Dec
9
Tags: dumb farmer, fall creek, snow
Posted in News |
Sent an email to my friend Jay Moore at Moose Country radio this morning (where the tagline is: If you [insert goofy jackpine knuckleheaded behavior here] … yer one of us.
The next time I smack my shin on the trailer hitch, I may have to just shut up and take it, because I’m pretty sure I used up my full annual allotment of naughty language during the hour-and-a-half it took me to hook up my “easy-attach” snowplow.
If it’s the blizzard of the decade and it STILL takes you longer to hook up your snowplow than it does to plow your quarter-mile driveway, you might be one of … well, OK, you might be ME.
Then again, if one of the great joys of your life is plowin’ snow with your little snow-suited copilots grinnin’ all gap-toothed beside you in the truck cab, well, then, yer definitely one of us.
It’s just snow, folks. Let’er buck.
Oct
17
Tags: dumb farmer, fall creek
Posted in News |
Continuing the theme of absent-mindedness, yesterday morning I headed for the Post Office after fruitlessly searching for the key to our PO box (I didn’t search too intently, since I leave the keys at the Post Office so regularly they oughta just put a little hook up there for me – the Postmaster in New Auburn kept them right there beside the register). When I got to the Post Office, I was informed that not only did I leave my key there last time, I had left it in the lock with the drawer pulled out. After getting my key and mail, I returned to the lot to find that the truck wouldn’t start (battery’s been dying, now it’s dead).
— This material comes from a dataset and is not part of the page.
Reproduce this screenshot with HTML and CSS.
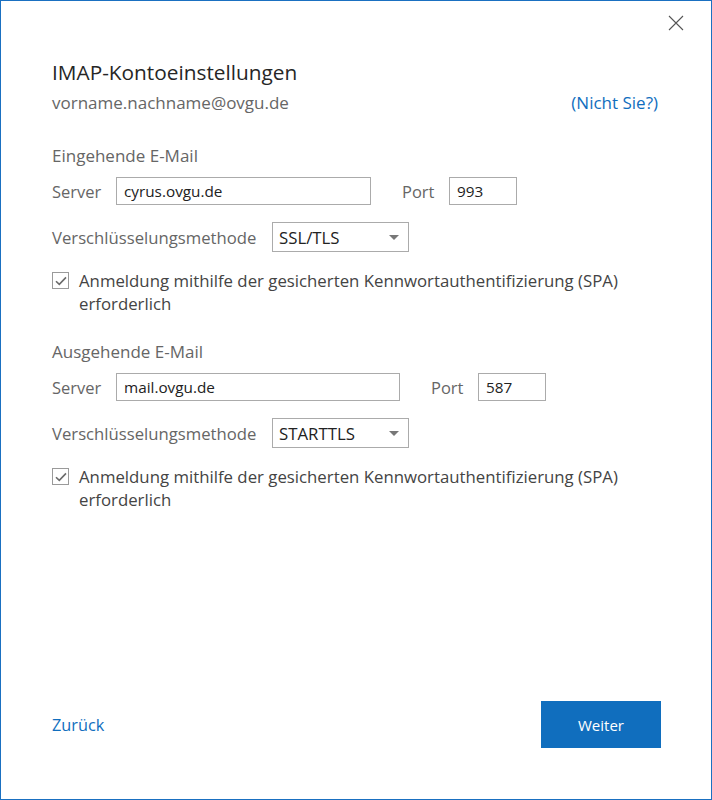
FILE: index.html
```html
<!DOCTYPE html>
<html lang="de">
<head>
<meta charset="utf-8">
<title>IMAP-Kontoeinstellungen</title>
<link rel="stylesheet" href="styles.css">
</head>
<body>
<div class="dialog">
  <div class="topbar">
    <button class="close" aria-label="Schließen">
      <svg width="16" height="16" viewBox="0 0 16 16"><path d="M1 1 L15 15 M15 1 L1 15" stroke="#555" stroke-width="1.1" fill="none"/></svg>
    </button>
  </div>
  <div class="content">
    <h1 class="title">IMAP-Kontoeinstellungen</h1>
    <div class="account">
      <span class="email">vorname.nachname@ovgu.de</span>
      <a class="link nicht" href="#">(Nicht Sie?)</a>
    </div>

    <section class="group first">
      <div class="group-title">Eingehende E-Mail</div>
      <div class="row">
        <span class="lbl server-lbl">Server</span>
        <span class="input server-in in-short">cyrus.ovgu.de</span>
        <span class="lbl port-lbl">Port</span>
        <span class="input port-in">993</span>
      </div>
      <div class="row sel-row">
        <span class="lbl enc-lbl">Verschlüsselungsmethode</span>
        <span class="select"><span>SSL/TLS</span><i class="caret"></i></span>
      </div>
      <div class="check-row">
        <span class="box"><svg width="12" height="10" viewBox="0 0 12 10"><path d="M1 5.2 L4.3 8.4 L11 1.4" stroke="#6b6b6b" stroke-width="1.6" fill="none"/></svg></span>
        <span class="check-text">Anmeldung mithilfe der gesicherten Kennwortauthentifizierung (SPA) erforderlich</span>
      </div>
    </section>

    <section class="group second">
      <div class="group-title">Ausgehende E-Mail</div>
      <div class="row">
        <span class="lbl server-lbl">Server</span>
        <span class="input server-in in-long">mail.ovgu.de</span>
        <span class="lbl port-lbl">Port</span>
        <span class="input port-in">587</span>
      </div>
      <div class="row sel-row">
        <span class="lbl enc-lbl">Verschlüsselungsmethode</span>
        <span class="select"><span>STARTTLS</span><i class="caret"></i></span>
      </div>
      <div class="check-row">
        <span class="box"><svg width="12" height="10" viewBox="0 0 12 10"><path d="M1 5.2 L4.3 8.4 L11 1.4" stroke="#6b6b6b" stroke-width="1.6" fill="none"/></svg></span>
        <span class="check-text">Anmeldung mithilfe der gesicherten Kennwortauthentifizierung (SPA) erforderlich</span>
      </div>
    </section>
  </div>
  <div class="footer">
    <a class="link back" href="#">Zurück</a>
    <button class="primary">Weiter</button>
  </div>
</div>
</body>
</html>
```

FILE: styles.css
```css
html, body {
  margin: 0;
  padding: 0;
  background: #ffffff;
}
body {
  font-family: "Open Sans", "Noto Sans", "Liberation Sans", sans-serif;
  color: #444;
}
.dialog {
  width: 712px;
  height: 800px;
  box-sizing: border-box;
  border: 1px solid #1a70c1;
  display: flex;
  flex-direction: column;
  background: #fff;
}
.topbar {
  height: 44px;
  display: flex;
  justify-content: flex-end;
  align-items: flex-start;
}
.close {
  margin: 14px 27px 0 0;
  width: 16px;
  height: 16px;
  padding: 0;
  border: 0;
  background: transparent;
  display: flex;
}
.content {
  flex: 1;
  padding: 0 53px 0 51px;
}
.title {
  margin: 13px 0 0 0;
  font-size: 20.8px;
  font-weight: 400;
  line-height: 28px;
  color: #262626;
}
.account {
  display: flex;
  justify-content: space-between;
  align-items: center;
  margin-top: 4px;
  height: 24px;
  font-size: 17px;
}
.email {
  color: #666;
}
.link {
  color: #106ebe;
  text-decoration: none;
}
.nicht {
  font-size: 17px;
}
.group-title {
  font-size: 17px;
  line-height: 22px;
  color: #666;
}
.group.first {
  margin-top: 31px;
}
.group.second {
  margin-top: 26px;
}
.row {
  display: flex;
  align-items: center;
  margin-top: 10px;
  font-size: 16.5px;
}
.sel-row {
  margin-top: 17px;
}
.lbl {
  color: #666;
}
.enc-lbl {
  font-size: 16.7px;
}
.server-lbl {
  width: 64px;
}
.enc-lbl {
  width: 220px;
}
.input {
  box-sizing: border-box;
  height: 28px;
  border: 1px solid #ababab;
  font-size: 15.3px;
  color: #222;
  padding: 0 7px;
  display: flex;
  align-items: center;
}
.in-short { width: 255px; }
.in-long { width: 284px; }
.port-lbl {
  margin-left: 31px;
  width: 47px;
}
.port-in {
  width: 68px;
}
.select {
  box-sizing: border-box;
  width: 137px;
  height: 30px;
  border: 1px solid #ababab;
  display: flex;
  align-items: center;
  justify-content: space-between;
  padding: 0 9px 0 6px;
  font-size: 16.8px;
  color: #222;
}
.caret {
  width: 0;
  height: 0;
  border-left: 5px solid transparent;
  border-right: 5px solid transparent;
  border-top: 5px solid #777;
}
.check-row {
  display: flex;
  align-items: flex-start;
  margin-top: 17px;
}
.box {
  box-sizing: border-box;
  width: 17px;
  height: 17px;
  border: 1px solid #9a9a9a;
  margin-top: 3px;
  display: flex;
  align-items: center;
  justify-content: center;
  flex: none;
}
.check-text {
  margin-left: 10px;
  font-size: 16.8px;
  line-height: 23px;
  color: #444;
}
.footer {
  display: flex;
  justify-content: space-between;
  align-items: center;
  padding: 0 50px 0 51px;
  height: 47px;
  margin-bottom: 51px;
}
.back {
  font-size: 16.3px;
}
.primary {
  width: 120px;
  height: 47px;
  background: #106ebe;
  color: #fff;
  border: 0;
  font-family: inherit;
  font-size: 15px;
}
```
Upshot is, one of the staff there came out and gave me a jump. Not going to get specific, just in case it’s some sort of official violation to leave your post at the Post. But how neat it was to stand there at the counter – admittedly a little embarrassed, but not too embarrassed to ask for help – and see familiar faces smiling back with patience and a willingness to assist, even though they were all still busily sorting mail.
You can overdo the small-towns-are-wonderful thing. Bad and good everywhere, obviously. And I have been done great kindnesses by strangers in big metropoli. But it sure is nice to have a Post Office crew you know by name, and who can find a way to discharge their professional responsiblities and lend a neighborly hand in the process.
So thanks, Fall Creek Post Office crew, for all those times you give my keys safe harbor. And thanks for the jump.